When the charges were announced, Attorney General Merrick B. Garland said the charges reflected the core reason the Justice Department exists: to protect Americans’ civil rights.

“These violations resulted in the death of Ms. Taylor,” he said in a statement at the time. “Breonna Taylor should be alive today.”

In his statement on Thursday, Simpson cited a timeline based on what happened at Taylor’s home after the ink on the warrant dried. Jaynes and Meany were not present during the raid, and her death was more directly tied to Walker’s decision to open fire, the judge wrote.

“The Court finds that the warrantless search was not the proximate cause of Taylor’s death,” he wrote in his decision. “The Court also finds that the Death-Results charge requires proof of proximate cause and that the allegations in this case establish that the warrantless search was not the proximate cause of Taylor’s death and, even if it were, KW’s decision to open fire is the legal cause of her death as a superseding cause.”

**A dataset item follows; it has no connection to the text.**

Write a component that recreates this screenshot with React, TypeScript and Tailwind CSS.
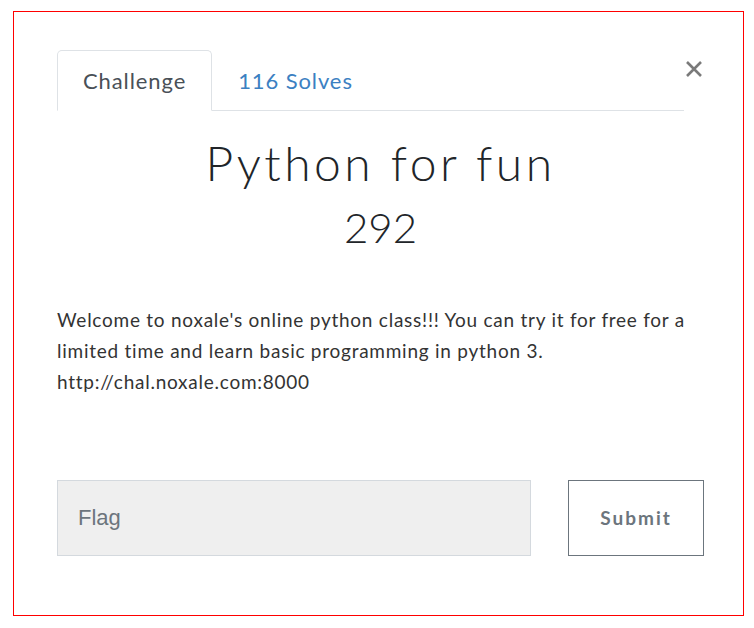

Simpson’s ruling effectively reduced the civil rights violation charges against Jaynes and Meany, which would have carried maximum life sentences, to misdemeanors.

The charges of covering up the alleged false search warrant and lying to investigators remain in effect, according to the ruling.

Lawyers for the former police officers and Justice Department spokespeople did not immediately respond to requests for comment from NBC News.

The U.S. Justice Department said in an email to the Associated Press news agency that it was “reviewing the judge’s decision and assessing next steps.”

In a statement to the AP, Taylor’s family said they “will continue to fight until full justice is obtained for Taylor.”

“Of course, at this point we are devastated by the judge’s ruling, which we disagree with, and we are just trying to process everything,” the statement said, adding that prosecutors told the family they plan to appeal Simpson’s ruling.

The federal case also included charges against two other former Louisville police officers: Kelly Goodlett, who pleaded guilty in 2022 to conspiracy to forge a search warrant application; and Brett Hankison, who was accused of endangering the lives of Taylor, Walker and nearby neighbors with unconstitutional excessive force when he opened fire during the raid.

Hankinson’s 2023 prosecution ended in a mistrial when a jury failed to reach a verdict on the charges against him. Federal prosecutors said they plan to retry him starting in October.